File "../code/process_notes.py", line 154, in multiprocessing_finding_negation pool_results = pool.map(self.process, split_dfs) File "/usr/local/opt/python@3.8/Frameworks/Python.framework/Versions/3.8/lib/python3.8/multiprocessing/pool.py", line 364, in map return self._map_async(func, iterable, mapstar, chunksize).get() File "/usr/local/opt/python@3.8/Frameworks/Python.framework/Versions/3.8/lib/python3.8/multiprocessing/pool.py", line 771, in get raise self._value AttributeError: ("[E046] Can't retrieve unregistered extension attribute 'negex'. Did you forget to call theset_extension method?", 'occurred at index 2')

To Reproduce

def load_spacy_model(self):
	nlp = English()
	nlp.add_pipe(self.nlp.create_pipe('sentencizer'))
	ruler = EntityRuler(self.nlp)
	# adding labels and patterns in the entity ruler
	ruler.add_patterns(self.progressnotes_constant_objects.return_pattern_label_list(self.client))
	# adding entityruler in spacy pipeline
	nlp.add_pipe(ruler)
	preceding_negations = en_clinical['preceding_negations']
	following_negations = en_clinical['following_negations']
	# adding custom preceding negations with the default preceding negations.
	preceding_negations += self.progressnotes_constant_objects.return_custom_preceding_negations()
	# adding custom following negations with the default following negations.
	following_negations += self.progressnotes_constant_objects.return_custom_following_negations()
	# negation words to see if a noun chunk has negation or not.
	negation_words = self.progressnotes_constant_objects.return_negation_words()
	negex = Negex(nlp, language='en_clinical', chunk_prefix=negation_words,
	              preceding_negations=preceding_negations,
	              following_negations=following_negations)
	# adding negex in the spacy pipeline
	# input----->|entityruler|----->|negex|---->entities
	nlp.add_pipe(negex, last=True)
      
def process(self, split_dfs):
    split_dfs = split_dfs
    # this function is run under multiprocessing.
    split_dfs = self.split_dfs.apply(self.lambda_func, axis=1)

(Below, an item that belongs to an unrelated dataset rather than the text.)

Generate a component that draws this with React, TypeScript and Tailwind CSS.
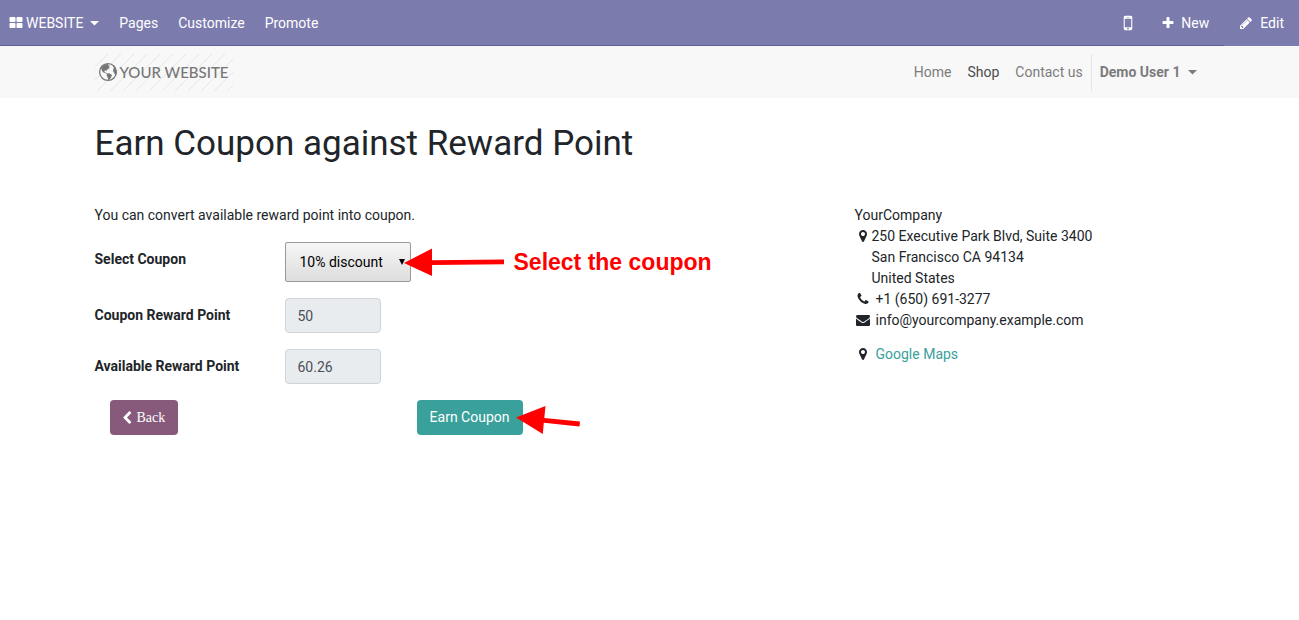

def lambda_func(self, row):
    """
    This is a lambda function which runs inside a multiprocessing pool.
    It read single row of the dataframe.
    Applies basic cleanup using replace dict.
    Finds positive,their respective tart-end index and negative words.
    positive words are the words mentioned in the keywords patterns.
    """
    row['clean_note'] = row['notetext']
    
    # passing the sentence from NLP pipeline.
    doc = self.nlp(row['clean_note'])
    neg_list = list()
    pos_list, pos_index_list = list(), list()
    for word in doc.ents:
        # segregating positive and negative words.
        if not word._.negex:
            # populating positive and respective positive index list.
            pos_list.append(word.text)
            pos_index_list.append((word.start_char, word.end_char))
        else:
            neg_list.append(word.text)

p = os.cpu_count() - 1
pool = mp.Pool(processes=p)
split_dfs = np.array_split(notes_df, 25)  # notes_df is a panda dataframe
pool_results = pool.map(self.process, split_dfs)
pool.close()
pool.join()

Expected behavior
pos_list & neg_list needs to get populated

Screenshots

Desktop (please complete the following information):

OS: MacOS Catalina, 8GB RAM , 1.6 Ghz dual-core

Jeno Pizarro · Answer 1 · Wed Sep 30 2020 01:55:38 GMT+0800 (China Standard Time)

Hey - I haven't run it using pool multiprocessing myself, have you come across this post? https://stackoverflow.com/questions/58294624/multiprocessing-with-textacy-or-spacy/58317741#58317741

My guess is that the negex extension isn't properly showing up in the different memory spaces.

Jeno Pizarro · Answer 2 · Wed Dec 16 2020 03:09:44 GMT+0800 (China Standard Time)

Closing due to inactivity

Jeno Pizarro · Answer 3 · Thu Dec 17 2020 03:04:29 GMT+0800 (China Standard Time)

http://sujitpal.blogspot.com/2020/10/entities-from-cord-19-using-dask.html

may be of interest to you